▸ **Job**
Retype, exactly as they stand, the lines from the start of the data to the line that contains "rounded-[10px] border-2 text-[#3d3d3d]';", both ends included. Leave the pictures out.
.....
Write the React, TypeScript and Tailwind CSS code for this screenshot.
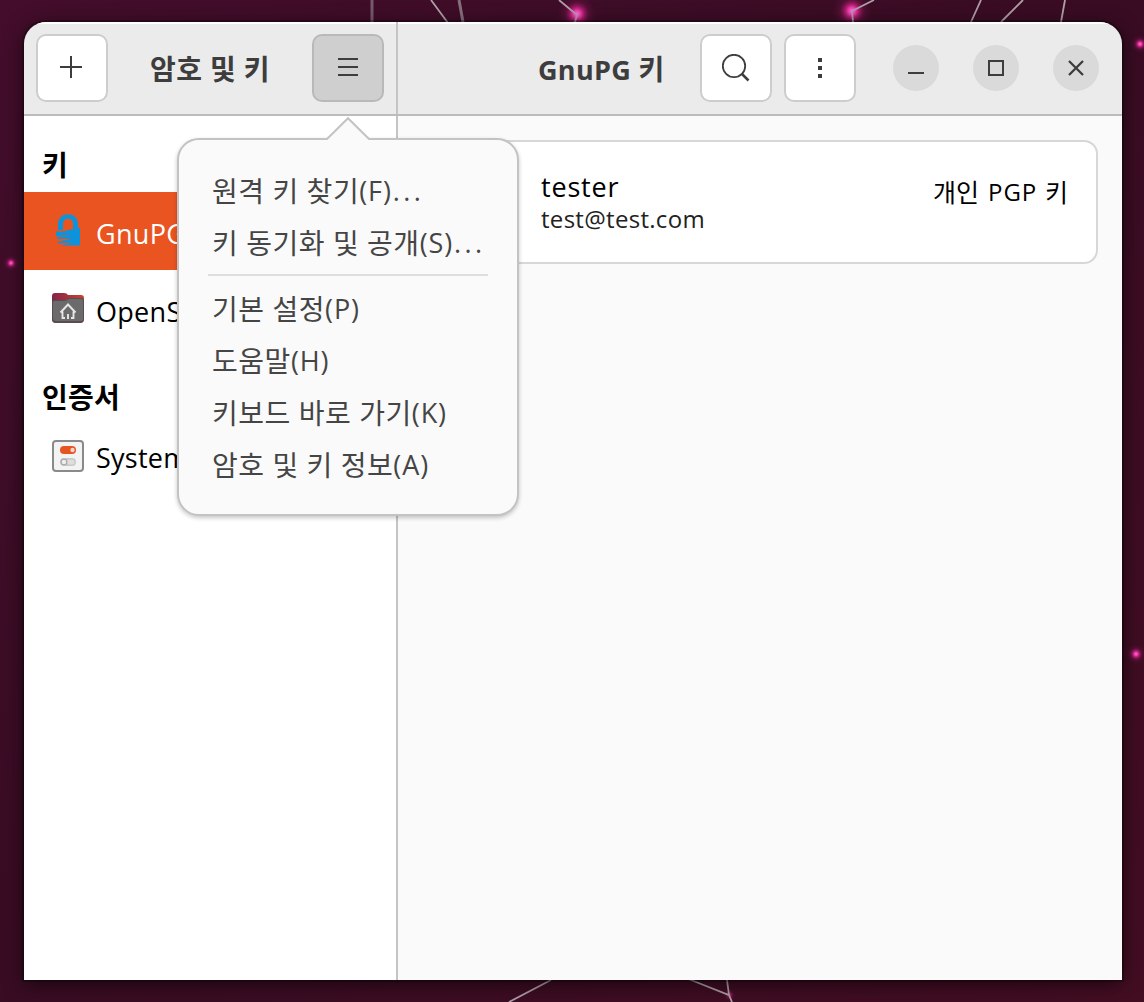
import type { ReactNode } from 'react';

const headerButton =
  'flex h-[68px] w-[72px] shrink-0 items-center justify-center rounded-[10px] border-2 text-[#3d3d3d]';

function Wallpaper() {
  const glows = [
    { x: 577, y: 14, r: 20 },
    { x: 852, y: 11, r: 20 },
    { x: 1140, y: 44, r: 9 },
    { x: 11, y: 263, r: 8 },
    { x: 1136, y: 654, r: 10 },
  ];
  return (
    <svg className="absolute inset-0" width="1144" height="1002" viewBox="0 0 1144 1002">
      <defs>
        <radialGradient id="glow">
          <stop offset="0" stopColor="#ff7ae0" />
          <stop offset="0.18" stopColor="#f23bb0" />
          <stop offset="0.36" stopColor="#c31f7c" stopOpacity="0.75" />
          <stop offset="0.6" stopColor="#8d1759" stopOpacity="0.3" />
          <stop offset="1" stopColor="#5c1040" stopOpacity="0" />
        </radialGradient>
      </defs>
      {glows.map((g) => (
        <circle key={g.x} cx={g.x} cy={g.y} r={g.r} fill="url(#glow)" />
      ))}
      <circle cx="629.500" cy="995" r="0" />
      <circle cx="729.500" cy="995" r="7" fill="url(#glow)" opacity="0.5" />
      <g stroke="#b0a0a8" strokeWidth="1.8" fill="none">
        <path d="M372 0V22" stroke="#77596a" strokeWidth="3" />
        <path d="M431 0L448 23M559 0L577 15L575 22M874 0L852 11L853 22M981 0L971 22M1023 0L1001 22M1065 0L1061 22" />
        <path d="M459 0L463 22" stroke="#85707c" strokeWidth="3" />
        <path d="M551 980L509 1002M686 978L729 995L727 980M729 995L732 1002" />
      </g>
    </svg>
  );
}

function Latin({ className, children }: { className: string; children: ReactNode }) {
  return <span className={className}>{children}</span>;
}

function LockIcon() {
  return (
    <svg className="w-8 shrink-0" height="36" viewBox="0 0 32 36" fill="none">
      <path d="M6 19V13C6 0 26 0 26 13V17L21 18V13C21 6 11 6 11 13V19Z" fill="#0d93dc" />
      <path
        d="M4 20.500L11 20.500L21 18L28 16.500V34.500H9L20 31.500L6 32.500V31L20 27.500L5 28V26.500L19 23.500L4 25.500Z"
        fill="#0d93dc"
      />
    </svg>
  );
}

function HomeFolderIcon() {
  return (
    <svg className="w-8 shrink-0" height="32" viewBox="0 0 32 32" fill="none">
      <defs>
        <linearGradient id="folder">
          <stop stopColor="#842347" />
          <stop offset="1" stopColor="#c84430" />
        </linearGradient>
      </defs>
      <path d="M0 4Q0 1 3 1H12Q15 1 16 3H29Q32 3 32 6V27Q32 31 28 31H4Q0 31 0 27Z" fill="url(#folder)" />
      <path d="M0 10Q0 8 3 8H13L17 6H29Q32 6 32 9V27Q32 31 28 31H4Q0 31 0 27Z" fill="#594c52" />
      <path d="M1 10Q1 9 3 9H13L17 7H29Q31 7 31 9V27Q31 29 28 29H4Q1 29 1 26Z" fill="#6b6b6b" />
      <path
        d="M8.500 20.500L16 12.500L23.500 20.500M10.500 19.500V26H13M21.500 19.500V26H19M16 22V27"
        stroke="#e6e6e6"
        strokeWidth="1.900"
      />
    </svg>
  );
}

function SwitchesIcon() {
  return (
    <svg className="w-8 shrink-0" height="32" viewBox="0 0 32 32" fill="none">
      <rect x="1" y="1" width="30" height="30" rx="3" fill="#f3f3f3" stroke="#8a8a8a" strokeWidth="2" />
      <rect x="8" y="6" width="16" height="8" rx="4" fill="#e65420" />
      <circle cx="20.500" cy="10" r="2.200" fill="#f4d5ca" />
      <rect x="8" y="18" width="16" height="8" rx="4" fill="#c9c9c9" />
      <rect x="15" y="19.500" width="7.500" height="5" rx="2.500" fill="#dedede" />
      <circle cx="12" cy="22" r="2.800" fill="#eee" stroke="#aaa" strokeWidth="1.200" />
    </svg>
  );
}

function MenuItem({ label, mnemonic, ellipsis }: { label: string; mnemonic: string; ellipsis?: boolean }) {
  return (
    <div className="flex h-[52px] items-center whitespace-pre text-[28px] leading-[52px] text-[#454545]">
      <span className="tracking-[0.55px]">{label}</span>
      <Latin className="text-[27px] tracking-[0.9px]">{mnemonic}</Latin>
      {ellipsis && <Latin className="pl-[1px] text-[27px] tracking-[3.4px]">...</Latin>}
    </div>
  );
}

function Popover() {
  return (
    <div className="absolute left-[177px] top-[138px] h-[378px] w-[342px] rounded-[22px] border-2 border-[#c3c3c3] bg-[#fafafa] pl-[29px] pt-[25px] shadow-[0_2px_4px_rgba(0,0,0,0.22)]">
      <svg className="absolute left-[146px] top-[-24px]" width="46" height="25" viewBox="0 0 46 25">
        <path d="M1 25V23L23 2L45 23V25Z" fill="#fafafa" />
        <path d="M1 23H2L23 2.200L44 23H45" fill="none" stroke="#c3c3c3" strokeWidth="2" />
      </svg>
      <div className="pl-[4px]">
        <MenuItem label="원격 키 찾기" mnemonic="(F)" ellipsis />
        <MenuItem label="키 동기화 및 공개" mnemonic="(S)" ellipsis />
      </div>
      <div className="mb-[7px] mt-[5px] h-[2px] w-[280px] bg-[#dedede]" />
      <div className="pl-[4px]">
        <MenuItem label="기본 설정" mnemonic="(P)" />
        <MenuItem label="도움말" mnemonic="(H)" />
        <MenuItem label="키보드 바로 가기" mnemonic="(K)" />
        <MenuItem label="암호 및 키 정보" mnemonic="(A)" />
      </div>
    </div>
  );
}

function Sidebar() {
  return (
    <aside className="w-[374px] shrink-0 overflow-hidden border-r-2 border-[#c4c4c4] bg-white text-[28px] text-black">
      <h2 className="h-[76px] pl-[18px] pt-[9px] leading-[80px] font-bold">키</h2>
      <div className="flex h-[78px] items-center gap-[12px] bg-[#e95420] pl-[28px] text-white">
        <div className="-mt-[4px]"><LockIcon /></div>
        <Latin className="mt-[6px] w-[82px] overflow-hidden whitespace-nowrap text-[27px] tracking-[0.3px]">GnuPG</Latin>
      </div>
      <div className="flex h-[78px] items-center gap-[12px] pl-[28px]">
        <div className="-mt-[3px]"><HomeFolderIcon /></div>
        <Latin className="mt-[6px] w-[82px] overflow-hidden whitespace-nowrap text-[27px] tracking-[0.3px]">OpenSSH</Latin>
      </div>
      <h2 className="h-[69px] pl-[18px] pt-[9px] leading-[80px] font-bold tracking-[0.3px]">인증서</h2>
      <div className="flex h-[78px] items-center gap-[12px] pl-[28px]">
        <SwitchesIcon />
        <Latin className="mt-[4px] w-[82px] overflow-hidden whitespace-nowrap text-[27px] tracking-[0.25px]">System</Latin>
      </div>
    </aside>
  );
}

function Header() {
  return (
    <header className="flex h-[94px] shrink-0 border-b-2 border-[#bcbcbc] bg-[#ebebeb] font-bold text-[#3d3d3d] shadow-[inset_0_2px_0_#fff]">
      <div className="flex w-[374px] shrink-0 items-center justify-between border-r-2 border-[#c4c4c4] px-[12px]">
        <button className={`${headerButton} border-[#cdcdcd] bg-white`}>
          <svg width="24" height="24" viewBox="0 0 24 24">
            <path d="M0 11H22M11 0V22" stroke="currentColor" strokeWidth="2" />
          </svg>
        </button>
        <h1 className="whitespace-nowrap pt-px text-[28px] tracking-[0.4px]">암호 및 키</h1>
        <button className={`${headerButton} border-[#b9b9b9] bg-[#cfcfcf]`}>
          <svg width="20" height="20" viewBox="0 0 20 20">
            <path d="M0 1H20M0 9H20M0 17H20" stroke="currentColor" strokeWidth="2" />
          </svg>
        </button>
      </div>
      <div className="flex grow items-center">
        <h1 className="ml-[140px] w-[162px] shrink-0 whitespace-pre pt-[2px] text-[28px]">
          <Latin className="text-[27px] tracking-[0.3px]">GnuPG </Latin>키
        </h1>
        <button className={`${headerButton} border-[#cdcdcd] bg-white`}>
          <svg width="28" height="28" viewBox="0 0 28 28" fill="none" stroke="currentColor">
            <circle cx="12" cy="12" r="11.200" strokeWidth="1.800" />
            <path d="M19.500 19.500L26.500 26.500" strokeWidth="2.500" />
          </svg>
        </button>
        <button className={`${headerButton} ml-[12px] border-[#cdcdcd] bg-white`}>
          <svg width="4" height="20" viewBox="0 0 4 20" fill="currentColor">
            <path d="M0 0H4V4H0ZM0 8H4V12H0ZM0 16H4V20H0Z" />
          </svg>
        </button>
        <div className="ml-[37px] flex gap-[34px]">
          <button className="flex size-[46px] items-center justify-center rounded-full bg-[#dadada]">
            <svg width="16" height="16" viewBox="0 0 16 16"><path d="M0 13H16" stroke="currentColor" strokeWidth="2" /></svg>
          </button>
          <button className="flex size-[46px] items-center justify-center rounded-full bg-[#dadada]">
            <svg width="16" height="16" viewBox="0 0 16 16"><path d="M1 1H15V15H1Z" fill="none" stroke="currentColor" strokeWidth="2" /></svg>
          </button>
          <button className="flex size-[46px] items-center justify-center rounded-full bg-[#dadada]">
            <svg width="16" height="16" viewBox="0 0 16 16"><path d="M1 1L15 15M15 1L1 15" stroke="currentColor" strokeWidth="2.300" /></svg>
          </button>
        </div>
      </div>
    </header>
  );
}

export default function App() {
  return (
    <div className="relative flex h-[1002px] w-[1144px] overflow-hidden bg-[#3b0d24] bg-linear-to-br from-[#430d2b] via-[#390c23] to-[#430d22] pb-[22px] pl-[24px] pt-[22px] font-['Open_Sans','Noto_Sans_CJK_KR',sans-serif]">
      <Wallpaper />
      <div className="relative flex w-[1098px] shrink-0 flex-col overflow-hidden rounded-t-[22px] shadow-[0_4px_20px_rgba(0,0,0,0.6),0_0_0_2px_rgba(0,0,0,0.25)]">
        <Header />
        <div className="flex grow">
          <Sidebar />
          <main className="grow bg-[#fafafa] pr-[24px] pt-[24px] text-black">
            <div className="ml-[24px] flex h-[124px] items-start justify-between rounded-[14px] border-2 border-[#d7d7d7] bg-white pl-[117px] pr-[28px]">
              <div className="whitespace-nowrap">
                <div className="pt-[27px] text-[27px] leading-[36px] tracking-[0.8px]">tester</div>
                <div className="text-[24px] leading-[28px] tracking-[0.3px] text-[#222]">test@test.com</div>
              </div>
              <div className="flex whitespace-pre pt-[32px] text-[25px] leading-[36px]">
                <span className="w-[55px]">개인</span>
                <Latin className="w-[57px] text-[24px] tracking-[1px]">PGP</Latin>
                <span>키</span>
              </div>
            </div>
          </main>
        </div>
      </div>
      <Popover />
    </div>
  );
}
.....
▸ **Result**
Write the React, TypeScript and Tailwind CSS code for this screenshot.
import type { ReactNode } from 'react';

const headerButton =
  'flex h-[68px] w-[72px] shrink-0 items-center justify-center rounded-[10px] border-2 text-[#3d3d3d]';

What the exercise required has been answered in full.